:: Your task ::
Every line that contains the word "components" should be copied out.

:: Recorded information ::
■ ■ ■ ■ ■ ■ ■

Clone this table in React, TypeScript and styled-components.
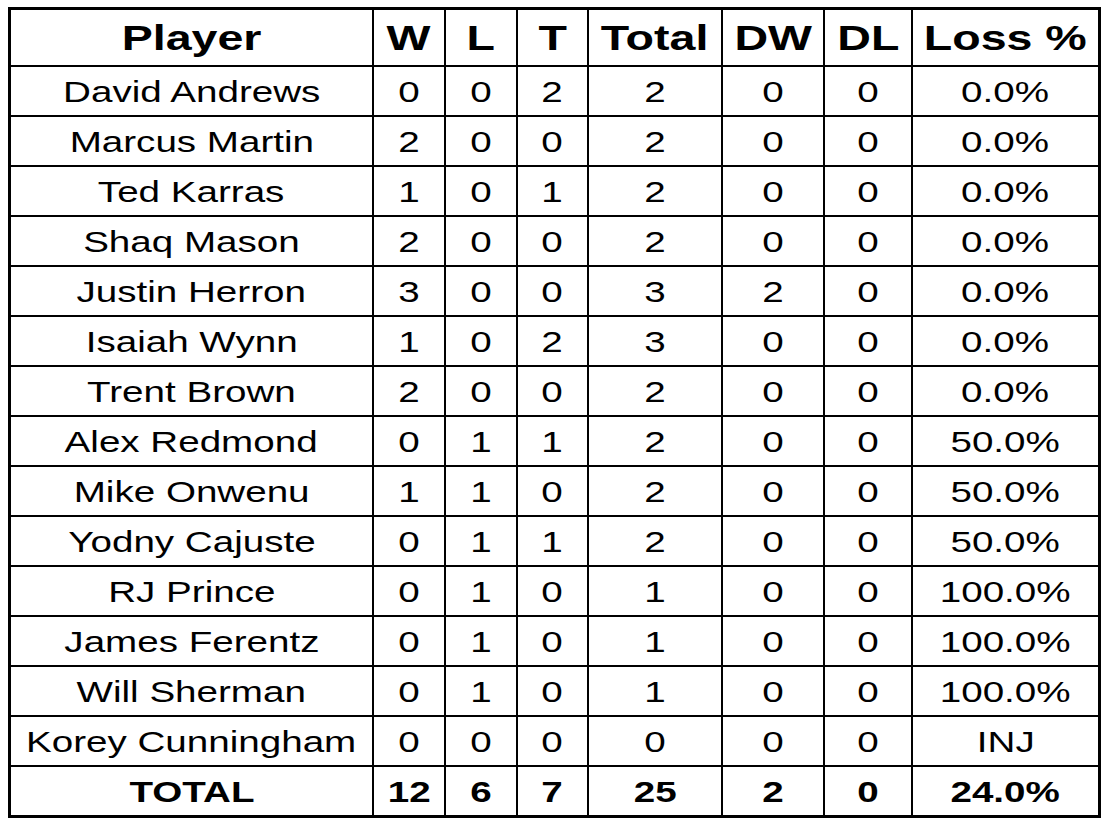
import React from "react";
import styled, { createGlobalStyle } from "styled-components";

const Global = createGlobalStyle`
  html, body { margin: 0; padding: 0; background: #fff; }
  body { font-family: "Liberation Sans", Arial, sans-serif; color: #000; }
`;

const Page = styled.div`
  padding: 7px 0 0 8px;
`;

const Grid = styled.div`
  display: grid;
  width: fit-content;
  grid-template-columns: 361px 70px 70px 69px 132px 100px 86px 185px;
  grid-template-rows: 55px repeat(15, 48px);
  gap: 2px;
  padding: 3px;
  background: #000;
`;

const Cell = styled.div<{ $bold?: boolean; $head?: boolean }>`
  background: #fff;
  display: flex;
  align-items: center;
  justify-content: center;
  overflow: hidden;
  font-size: ${(p) => (p.$head ? "35px" : "29px")};
  font-weight: ${(p) => (p.$bold || p.$head ? 700 : 400)};
  line-height: 1;
  white-space: nowrap;
  padding-top: ${(p) => (p.$head ? "0" : "2px")};
`;

const Stretch = styled.span<{ $head?: boolean }>`
  display: inline-block;
  transform: scaleX(${(p) => (p.$head ? 1.33 : 1.33)});
  transform-origin: center;
`;

const headers = ["Player", "W", "L", "T", "Total", "DW", "DL", "Loss %"];

const rows: (string | number)[][] = [
  ["David Andrews", 0, 0, 2, 2, 0, 0, "0.0%"],
  ["Marcus Martin", 2, 0, 0, 2, 0, 0, "0.0%"],
  ["Ted Karras", 1, 0, 1, 2, 0, 0, "0.0%"],
  ["Shaq Mason", 2, 0, 0, 2, 0, 0, "0.0%"],
  ["Justin Herron", 3, 0, 0, 3, 2, 0, "0.0%"],
  ["Isaiah Wynn", 1, 0, 2, 3, 0, 0, "0.0%"],
  ["Trent Brown", 2, 0, 0, 2, 0, 0, "0.0%"],
  ["Alex Redmond", 0, 1, 1, 2, 0, 0, "50.0%"],
  ["Mike Onwenu", 1, 1, 0, 2, 0, 0, "50.0%"],
  ["Yodny Cajuste", 0, 1, 1, 2, 0, 0, "50.0%"],
  ["RJ Prince", 0, 1, 0, 1, 0, 0, "100.0%"],
  ["James Ferentz", 0, 1, 0, 1, 0, 0, "100.0%"],
  ["Will Sherman", 0, 1, 0, 1, 0, 0, "100.0%"],
  ["Korey Cunningham", 0, 0, 0, 0, 0, 0, "INJ"],
];

const totals: (string | number)[] = ["TOTAL", 12, 6, 7, 25, 2, 0, "24.0%"];

export default function App() {
  return (
    <Page>
      <Global />
      <Grid>
        {headers.map((h) => (
          <Cell key={h} $head>
            <Stretch $head>{h}</Stretch>
          </Cell>
        ))}
        {rows.map((r, i) =>
          r.map((v, j) => (
            <Cell key={`${i}-${j}`}>
              <Stretch>{v}</Stretch>
            </Cell>
          ))
        )}
        {totals.map((v, j) => (
          <Cell key={`t-${j}`} $bold>
            <Stretch>{v}</Stretch>
          </Cell>
        ))}
      </Grid>
    </Page>
  );
}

■ ■ ■ ■ ■ ■ ■

:: Response to the task ::
Clone this table in React, TypeScript and styled-components.
import styled, { createGlobalStyle } from "styled-components";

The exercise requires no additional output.